Last October Merrill said it would adopt a no-exceptions policy in banning commissions from retirement accounts. But in last week’s memo, Sieg added a new wrinkle.

“As we’ve worked over the last year to meet the requirements of the DOL’s Conflict of Interest Rule, we’ve recognized that there may be limited situations in which a fee-based arrangement would not be in a client’s best interests,” Sieg writes. “We are reviewing those limited circumstances to consider potential alternatives.”

Merrill declines to say what potential alternatives it might use. It might, like Morgan Stanley plans to do when the DOL rule takes force, let advisors secure official permission from customers to charge commissions on given accounts rather than fees on assets under management. Or, like JPMorgan Chase, it might encourage clients better off with commissions to use its self-service platform.

Wayne Bloom

Meanwhile, Boston-based Commonwealth, an independent broker dealer that supports around 1,700 FAs, tells FA-IQ it will follow the no-commissions policy it delineated last fall.

“As it stands at the moment, the DOL rule is slated to become effective April 10, and we are proceeding with our plans to be in compliance,” says Commonwealth CEO Wayne Bloom. “Our decision to eliminate commission business in retirement accounts also stands.”

But Bloom adds a proviso he’s been putting out there for months. “Our decision to eliminate retirement commissions was primarily based on the rule’s enforcement policies, which rely on plaintiffs’ attorneys using the benefit of hindsight, along with class-action possibilities,” he says.

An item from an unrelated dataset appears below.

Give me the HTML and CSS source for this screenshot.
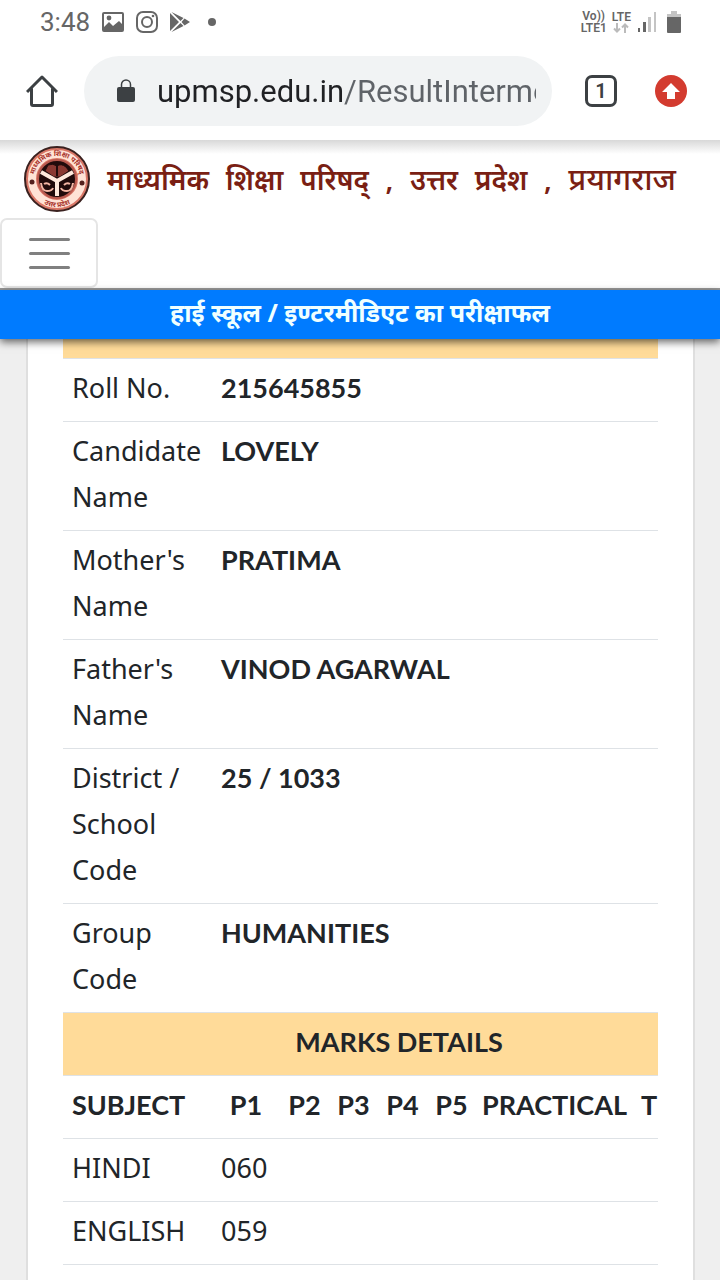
FILE: index.html
```
<!DOCTYPE html>
<html lang="hi">

<head>
    <meta charset="UTF-8">
    <meta name="viewport" content="width=device-width, initial-scale=1">
    <title>हाई स्कूल / इण्टरमीडिएट का परीक्षाफल</title>
    <link rel="stylesheet" href="styles.css">
</head>

<body>
    <div class="status">
        <span class="time">3:48</span>
        <svg class="photo" width="22" height="20" viewBox="0 0 22 20">
            <path fill="#666" fill-rule="evenodd" d="M2 0h18q2 0 2 2v16q0 2-2 2H2q-2 0-2-2V2q0-2 2-2zM2 2v13l5-5 4 4 6-5 3 3V2z" />
            <circle cx="7" cy="6" r="2.4" fill="#666" />
        </svg>
        <svg class="insta" width="22" height="22" viewBox="0 0 22 22" fill="none" stroke="#666" stroke-width="2">
            <rect x="1" y="1" width="20" height="20" rx="6" />
            <circle cx="11" cy="11" r="5" />
            <circle cx="17" cy="5" r="1.3" fill="#666" stroke="none" />
        </svg>
        <svg class="play" width="20" height="20" viewBox="0 0 20 20" fill="#666">
            <path d="M0 1l9 9-9 9zM1.500 0l12 6-3 3zM1.500 20l12-6-3-3zM14.500 6.500L20 10l-5.500 3.500L11.500 10z" />
        </svg>
        <span class="dot"></span>
        <div class="network">
            <div class="volte">Vo))<br>LTE1</div>
            <div class="lte">LTE
                <svg width="16" height="10" viewBox="0 0 16 10" fill="none" stroke="#bbb" stroke-width="2">
                    <path d="M4 0v9M1 5.500l3 3 3-3M12 10V1M9 4.500l3-3 3 3" />
                </svg>
            </div>
            <svg class="signal" width="18" height="20" viewBox="0 0 18 20">
                <path fill="#666" d="M0 16h2v4H0zM5 10h3v10H5z" />
                <path fill="#c4c4c4" d="M10 5h3v15h-3zM16 0h2v20h-2z" />
            </svg>
            <svg width="14" height="22" viewBox="0 0 14 22">
                <path fill="#c4c4c4" d="M4 0h6v3h4v4H0V3h4z" />
                <path fill="#666" d="M0 6h14v15q0 1-1 1H1q-1 0-1-1z" />
            </svg>
        </div>
    </div>

    <div class="toolbar">
        <button class="home" aria-label="Home">
            <svg width="32" height="32" viewBox="0 0 32 32" fill="none" stroke="#3c4043" stroke-width="3" stroke-linejoin="round">
                <path d="M1 17L16 2l15 15M5.500 13.500V29q0 1.500 1.500 1.500h18q1.500 0 1.500-1.500V13.500" />
            </svg>
        </button>
        <div class="address">
            <svg width="18" height="24" viewBox="0 0 18 24">
                <rect x="0" y="8" width="18" height="15" rx="2" fill="#3c4043" />
                <path d="M4.500 9V5.500a4.500 4.500 0 0 1 9 0V9" fill="none" stroke="#3c4043" stroke-width="1.500" />
            </svg>
            <input class="url" type="text" aria-label="URL" value="upmsp.edu.in/ResultIntermediate">
        </div>
        <button class="tabs">1</button>
        <button class="update" aria-label="Update">
            <svg width="32" height="32" viewBox="0 0 32 32">
                <circle cx="16" cy="16" r="16" fill="#d33b2f" />
                <path fill="#fff" d="M16 8l9 9h-5v7h-8v-7H7z" />
            </svg>
        </button>
    </div>

    <header class="site">
        <div class="brand">
            <svg class="logo" width="66" height="66" viewBox="0 0 66 66">
                <circle cx="33" cy="33" r="32" fill="#d97767" stroke="#3a211f" stroke-width="2" />
                <circle cx="33" cy="33" r="25" fill="none" stroke="#ffe3d6" stroke-width="8" />
                <!-- lettering round the rim -->
                <path id="rim-top" d="M10 33A23 23 0 0 1 56 33" fill="none" />
                <path id="rim-bottom" d="M5 33A28 28 0 0 0 61 33" fill="none" />
                <text class="rim"><textPath href="#rim-top" startOffset="50%">माध्यमिक शिक्षा परिषद्</textPath></text>
                <text class="rim"><textPath href="#rim-bottom" startOffset="50%">उत्तर प्रदेश</textPath></text>
                <circle cx="8" cy="36" r="2.500" fill="#54201d" />
                <circle cx="58" cy="37" r="2.500" fill="#54201d" />
                <circle cx="33" cy="33" r="19" fill="#210b0b" stroke="#b8594e" stroke-width="2" />
                <path d="M24 19q5-2 9 1 4-3 9 1l3 4-9 6h-6l-9-6z" fill="#8a3932" stroke="#210b0b" />
                <path d="M33 19v11" stroke="#210b0b" stroke-width="2" />
                <path d="M17 26l16 9 16-9M33 35v15" fill="none" stroke="#ffe9dc" stroke-width="4" />
                <path d="M17 37q1 8 6 8 5 0 6-3M49 37q-1 8-6 8-5 0-6-3M20 38q3-2 6 1M46 38q-3-2-6 1" fill="none" stroke="#f3b6a4" stroke-width="2" />
            </svg>
            <h1 class="name">
                <span>माध्यमिक</span> <span>शिक्षा</span> <span>परिषद्</span> <span>,</span>
                <span>उत्तर</span> <span>प्रदेश</span> <span>,</span> <span class="city">प्रयागराज</span>
            </h1>
        </div>
        <button class="menu" aria-label="Menu"><i></i><i></i><i></i></button>
    </header>
    <h2 class="title">हाई स्कूल / इण्टरमीडिएट का परीक्षाफल</h2>

    <main class="page">
        <div class="card">
            <div class="scroll">
                <table class="result">
                    <colgroup>
                        <col class="c-subject">
                        <col class="c-first">
                        <col class="c-paper" span="4">
                        <col class="c-practical">
                        <col class="c-total">
                    </colgroup>
                    <tbody>
                        <tr class="band top"><td colspan="8"></td></tr>
                        <tr><td>Roll No.</td><td colspan="7"><b>215645855</b></td></tr>
                        <tr><td>Candidate Name</td><td colspan="7"><b>LOVELY</b></td></tr>
                        <tr><td>Mother's Name</td><td colspan="7"><b>PRATIMA</b></td></tr>
                        <tr><td>Father's Name</td><td colspan="7"><b>VINOD AGARWAL</b></td></tr>
                        <tr><td>District / School Code</td><td colspan="7"><b>25 / 1033</b></td></tr>
                        <tr><td>Group Code</td><td colspan="7"><b>HUMANITIES</b></td></tr>
                        <tr class="band"><th colspan="8">MARKS DETAILS</th></tr>
                        <tr class="heads">
                            <th>SUBJECT</th>
                            <th>P1</th>
                            <th>P2</th>
                            <th>P3</th>
                            <th>P4</th>
                            <th>P5</th>
                            <th>PRACTICAL</th>
                            <th>T</th>
                        </tr>
                        <tr><td>HINDI</td><td>060</td><td colspan="6"></td></tr>
                        <tr><td>ENGLISH</td><td>059</td><td colspan="6"></td></tr>
                        <tr><td colspan="8"></td></tr>
                    </tbody>
                </table>
            </div>
        </div>
    </main>
</body>

</html>
```
FILE: styles.css
```
* {
    margin: 0;
    padding: 0;
    box-sizing: border-box;
}

body {
    height: 100vh;
    overflow: hidden;
    display: flex;
    flex-direction: column;
    background: #fff;
    color: #212529;
    font-family: "Noto Sans", "Liberation Sans", sans-serif;
}

button {
    border: 0;
    background: none;
    cursor: pointer;
}

svg {
    display: block;
    flex: none;
}

/* phone status bar */
.status {
    display: flex;
    align-items: center;
    flex: none;
    height: 43px;
    padding: 0 39px 0 40px;
    color: #666;
    font-family: Roboto, sans-serif;
}

.time {
    font-size: 26px;
    margin-right: 12px;
}

.photo,
.insta {
    margin-right: 12px;
}

.dot {
    width: 8px;
    height: 8px;
    margin-left: 18px;
    border-radius: 50%;
    background: #666;
}

.network {
    display: flex;
    align-items: center;
    margin-left: auto;
    font-size: 12px;
    font-weight: 600;
    line-height: 12px;
}

.volte {
    margin-right: 5px;
    text-align: center;
}

.lte {
    display: flex;
    flex-direction: column;
    align-items: center;
    margin-right: 7px;
}

.signal {
    margin-right: 11px;
}

/* browser toolbar */
.toolbar {
    display: flex;
    align-items: center;
    flex: none;
    height: 97px;
    padding: 0 33px 2px 26px;
}

.address {
    display: flex;
    align-items: center;
    flex: 1;
    min-width: 0;
    height: 70px;
    margin: 0 33px 0 26px;
    padding: 0 16px 0 33px;
    border-radius: 35px;
    background: #f1f3f4;
}

.url {
    flex: 1;
    min-width: 0;
    height: 44px;
    margin-left: 22px;
    padding-top: 2px;
    border: 0;
    outline: 0;
    font-family: Roboto, sans-serif;
    font-size: 31px;
    /* host dark, path grey */
    background: linear-gradient(90deg, #202124 186px, #5f6368 186px);
    -webkit-background-clip: text;
    background-clip: text;
    color: transparent;
}

.tabs {
    width: 32px;
    height: 32px;
    margin-right: 38px;
    border: 3px solid #3c4043;
    border-radius: 7px;
    color: #3c4043;
    font-family: Roboto, sans-serif;
    font-size: 20px;
    font-weight: 600;
    line-height: 26px;
}

/* site header */
.site {
    flex: none;
    height: 150px;
    padding-top: 6px;
    border-bottom: 2px solid #999;
    background: linear-gradient(#d8d8d8, #fff 14px);
}

.brand {
    display: flex;
    padding: 0 44px 0 24px;
}

.rim {
    fill: #a8322a;
    font-size: 7px;
    font-weight: 700;
    text-anchor: middle;
}

.name {
    display: flex;
    flex: 1;
    align-items: baseline;
    justify-content: space-between;
    margin-left: 17px;
    color: #7a1f14;
    font-size: 28px;
    font-weight: 600;
    line-height: 64px;
    white-space: nowrap;
}

.city {
    font-size: 31px;
    font-weight: 500;
}

.menu {
    display: flex;
    flex-direction: column;
    justify-content: center;
    align-items: center;
    gap: 11px;
    width: 98px;
    height: 70px;
    margin-top: 6px;
    border: 2px solid #e5e5e5;
    border-radius: 7px;
}

.brand {
    height: 66px;
}

.menu i {
    width: 41px;
    height: 3px;
    border-radius: 2px;
    background: #808080;
}

.title {
    position: relative;
    flex: none;
    height: 49px;
    background: #007bff;
    box-shadow: 0 3px 8px rgba(0, 0, 0, 0.6);
    color: #f0ffff;
    font-size: 25px;
    font-weight: 700;
    line-height: 44px;
    text-align: center;
}

/* result card */
.page {
    display: flex;
    flex: 1;
    min-height: 0;
    padding: 0 25px 0 26px;
    background: #efefef;
}

.card {
    flex: 1;
    min-width: 0;
    padding: 0 35px;
    border: solid #dfdfdf;
    border-width: 0 2px;
    background: #fff;
}

.scroll {
    overflow: hidden;
}

.result {
    width: 672px;
    table-layout: fixed;
    border-collapse: collapse;
    font-size: 27px;
    line-height: 46px;
}

.result td,
.result th {
    padding: 6px 0 10px 9px;
    border-top: 1px solid #dee2e6;
    text-align: left;
    vertical-align: top;
}

.result .band {
    background: #ffdb99;
}

.result .band th {
    padding-left: 0;
    text-align: center;
}

.result .top td {
    height: 19px;
    padding: 0;
    border: 0;
}

.result .heads th {
    padding-left: 0;
    text-align: center;
}

.result .heads th:first-child {
    padding-left: 9px;
    text-align: left;
}

.result .heads th:last-child {
    padding-left: 8px;
    text-align: left;
}

.c-subject {
    width: 149px;
}

.c-first {
    width: 68px;
}

.c-paper {
    width: 49px;
}

.c-practical {
    width: 157px;
}

.c-total {
    width: 102px;
}

.result b,
.result th {
    font-family: Lato, sans-serif;
    font-weight: 700;
}
```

In other words, Commonwealth — whose advisors do very little commission-oriented business to begin with — doesn’t see charging for trades as a clear-cut conflict of interest between advisor and client. What’s got it spooked is the thought of DOL-fueled legal woes down the road.

If you doubt that, consider what Bloom says next: “If the rule is repealed or modified to eliminate plaintiffs’ counsel enforcement, we will continue to allow commission-based products in retirement accounts, and it will be investor-centric business as usual at Commonwealth.”

In this light — as further illustrated by Merrill’s willingness now to hedge its bets — there don’t seem to be any firm stances against commissions in the brokerage world. Rather, it seems there are only degrees of caution in the face of a new rule with an uncertain future.